I told a lot of this to my friend, you know, the one I kept bringing up. I told her that there were two possibilities.
Either:
- We are different people, and I’m forced to try to untangle whether I changed, you changed, or both of us changed.
- And
- I’m forced to reckon with the passage of time and experience my worst fear — that things are going to be Different. That Ana (personite) isn’t actually a part of Ana (person) and that my formative years are going to come from MIT (terrifying).
Or:
- We have somehow remained similar enough people that we can fall back into the roles we had in high school.
- And
- I’m forced to reckon with the passage of time and know that — no matter how many things pass, and how much distance I get — I will still be that high school girl that felt so much Hunger and Ache that it was impossible to progress.
Sorry, I forgot. I can’t remember what happened with you and what happened around you.
Did I tell you about Ana (person) and Ana (personite)?
Did I tell you about Hunger?
Did I tell you about Ache?
Also, it was the second possibility, but it’s softened since high school.
It’s been a while since we talked, hasn’t it? I’m sorry about that.
I kept getting caught up on the little things: that bookshelf, the podium, the chair.
There’s this story I read once — a love story, like all good ones are.
The two main characters move in together at the end, and they mix their books on one bookshelf. It was a profound moment for them. Sometimes, I’ll text a friend, “THE BOOKS” or “THE BOOKSHELF,” and we’ll share a moment of understanding.
I sent her “the bookshelf” the other day, but I was referring to you.
You have the power to recontextualize things for me.

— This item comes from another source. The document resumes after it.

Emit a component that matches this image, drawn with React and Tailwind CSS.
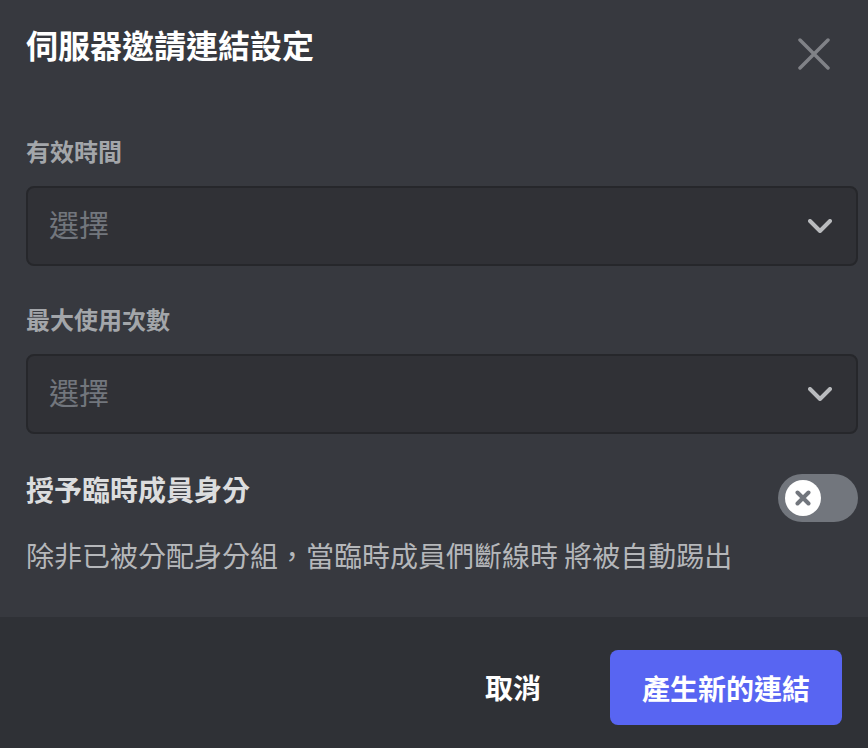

Please be careful with that.
It hit me all at once.
I didn’t realize you could forget you loved someone until I was sitting across from you again. My friend says I didn’t really forget, I just haven’t thought about it in a little while. Like picking up a journal you haven’t read in months.
You always seemed so huge to me in high school.
I told my friend that you had always been too large for the bento box I tried to put you in.
Sorry, did I tell you about bento boxes?
They’re how I store things in my head. I put things into different boxes to try to organize the way that I think. You’ve always been in a box, in a box, in a box.
In high school, you would leak out of it.
My friend suggested that I make you another — one for then, one for now. But it was never about the box, was it?
Maybe it wasn’t even really about you.
Maybe it was more about isolation and sadness and comfort and trying, desperately, to find a place for myself.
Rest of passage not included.